The rhythm of his words is like music for the eyes. I’m not sure whether he labored over their order within a sentence, but it feels more like they just rolled off his tongue, as if Doctorow was actually Homer typing out his autobiography, while Langley pushed his fingers down on the keys. While he’s speaking, the musician in him comes out in full force, the meter indicative of someone singing in time to the synapses firing in his head.
I’m not sure if anything really happens throughout E.L. Doctorow’s Homer & Langley, like a few of Henry Miller’s more meandering works, but there is a prevailing theme of time and its degrading effect on the human form, dragging with it strong sentiments you hold onto like the grudge of a lost love or the sight of a maid cleaning a chandelier years ago, the memory of which has just begun to materialize, in present day, as the entire crystal assemblage comes crashing to the ground; the result of steady burrowings of unidentified vermin.
Ragtime was the first E.L. Doctorow book I was introduced to.
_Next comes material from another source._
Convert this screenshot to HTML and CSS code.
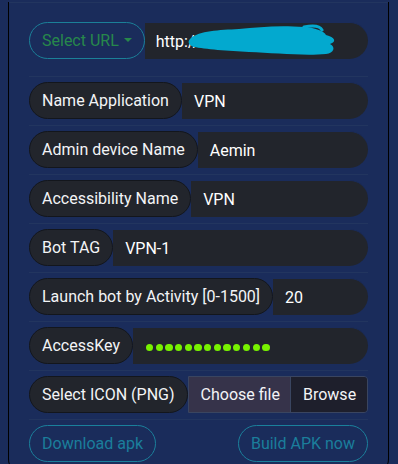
FILE: index.html
```html
<!DOCTYPE html>
<html lang="en">
<head>
<meta charset="utf-8">
<title>Build APK</title>
<link rel="stylesheet" href="styles.css">
</head>
<body>
<div class="card">
  <div class="topline"></div>
  <div class="form">
    <div class="row row-first">
      <button class="btn btn-url">Select URL<span class="caret"></span></button>
      <div class="field url-field">
        <span class="val">http://</span>
        <svg class="scribble" width="150" height="34" viewBox="183 22 150 34" aria-hidden="true">
          <path d="M187,37 C195,30 215,29 235,28 C255,26 275,24 300,26 C312,27 320,30 322,34 C331,36 333,41 326,43 C332,46 330,52 322,53 C300,55 270,52 245,51 C225,50 200,48 190,46 C184,44 183,40 187,37 Z" fill="#03a9cf"/>
          <path d="M300,26 C310,24 316,25 318,29" stroke="#03a9cf" stroke-width="3" fill="none" stroke-linecap="round"/>
        </svg>
      </div>
    </div>
    <div class="row">
      <span class="label">Name Application</span>
      <div class="field"><span class="val">VPN</span></div>
    </div>
    <div class="row">
      <span class="label">Admin device Name</span>
      <div class="field"><span class="val">Aemin</span></div>
    </div>
    <div class="row">
      <span class="label">Accessibility Name</span>
      <div class="field"><span class="val">VPN</span></div>
    </div>
    <div class="row">
      <span class="label">Bot TAG</span>
      <div class="field"><span class="val">VPN-1</span></div>
    </div>
    <div class="row">
      <span class="label">Launch bot by Activity [0-1500]</span>
      <div class="field"><span class="val">20</span></div>
    </div>
    <div class="row">
      <span class="label">AccessKey</span>
      <div class="field dots-field">
        <span class="dot"></span><span class="dot"></span><span class="dot"></span><span class="dot"></span><span class="dot"></span><span class="dot"></span><span class="dot"></span><span class="dot"></span><span class="dot"></span><span class="dot"></span><span class="dot"></span><span class="dot"></span><span class="dot"></span>
      </div>
    </div>
    <div class="row">
      <span class="label">Select ICON (PNG)</span>
      <div class="file">
        <span class="file-name">Choose file</span>
        <span class="file-browse">Browse</span>
      </div>
    </div>
    <div class="actions">
      <button class="btn btn-info">Download apk</button>
      <button class="btn btn-info">Build APK now</button>
    </div>
  </div>
</div>
</body>
</html>
```
FILE: styles.css
```css
* { box-sizing: border-box; }
html, body {
  margin: 0;
  padding: 0;
  background: #1a2c5b;
  font-family: Roboto, "Liberation Sans", sans-serif;
  font-size: 16px;
  color: #f3f4f6;
  overflow: hidden;
}
.card {
  margin-left: 8px;
  width: 381px;
  border-left: 1px solid #000;
  border-right: 1px solid #000;
  border-bottom: 1px solid #000;
  border-radius: 0 0 16px 16px;
  padding-bottom: 12px;
}
.topline {
  margin-top: 2px;
  height: 1px;
  background: #22355f;
}
.form {
  padding: 0 20px;
}
.row {
  display: flex;
  align-items: stretch;
  padding: 5px 0 6px;
  border-bottom: 1px solid #22355f;
}
.row-first {
  padding: 19px 0 17px;
}
.label {
  height: 37px;
  display: flex;
  align-items: center;
  padding: 0 12px;
  border: 1px solid #13161c;
  border-radius: 19px;
  background: #22252c;
  white-space: nowrap;
  color: #f3f4f6;
}
.field {
  position: relative;
  flex: 1;
  height: 37px;
  display: flex;
  align-items: center;
  padding: 1px 12px 0;
  background: #22252c;
  border-top: 1px solid #1a2c5b;
  border-radius: 0 19px 19px 0;
  color: #ffffff;
}
.url-field { padding-left: 11px; }
.scribble {
  position: absolute;
  left: 42px;
  top: 0;
}
.dots-field {
  gap: 2.4px;
  padding-left: 13px;
  padding-top: 3px;
}
.dot {
  width: 7.3px;
  height: 7.3px;
  border-radius: 50%;
  background: #78f200;
}
.btn {
  height: 37px;
  font-family: Roboto, "Liberation Sans", sans-serif;
  font-size: 16px;
  padding: 0 12px;
  background: transparent;
  border: 1px solid #1a809b;
  border-radius: 19px;
  display: flex;
  align-items: center;
  white-space: nowrap;
}
.btn-url {
  color: #27884b;
  border-color: #1b8098;
}
.caret {
  display: inline-block;
  margin-left: 5px;
  margin-top: -2px;
  border-top: 4.5px solid #27884b;
  border-left: 4px solid transparent;
  border-right: 4px solid transparent;
}
.btn-info {
  color: #1b7e9b;
}
.file {
  flex: 1;
  display: flex;
  height: 37px;
  border: 1px solid #3a4560;
  border-radius: 0 4px 4px 0;
  overflow: hidden;
}
.file-name {
  flex: none;
  display: flex;
  align-items: center;
  padding: 0 10px 0 12px;
  background: #36334a;
  color: #f3f4f6;
  white-space: nowrap;
}
.file-browse {
  flex: 1;
  display: flex;
  align-items: center;
  padding: 0 12px;
  background: #1e1f2c;
  border-left: 1px solid #3a4560;
  color: #f3f4f6;
  white-space: nowrap;
}
.actions {
  display: flex;
  justify-content: space-between;
  padding-top: 5px;
}
```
It’s dangerous, living with a fellow bibliophile, there’s never a shortage of material immediately at hand for one to gorge upon…
I must say, I really enjoyed Ragtime; it quite reminded me of Isabel Allende’s The House of the Spirits, the latter I have not finished, but I promise to get back to some day. Too sensitive for my own good, I’ll set aside a novel if it affects me in such a way that I become traumatized by developments I might not have been able to predict. In this way, I paused many a time, reading Henry Miller’s works, too, but The Colossus of Maroussi had me hooked straight through. I can’t quite put my finger on a reason as to why I might have suddenly stopped short while reading The Tropic of Capricorn. That man has a tendency to leave the mind unhinged, verging on alternate realities.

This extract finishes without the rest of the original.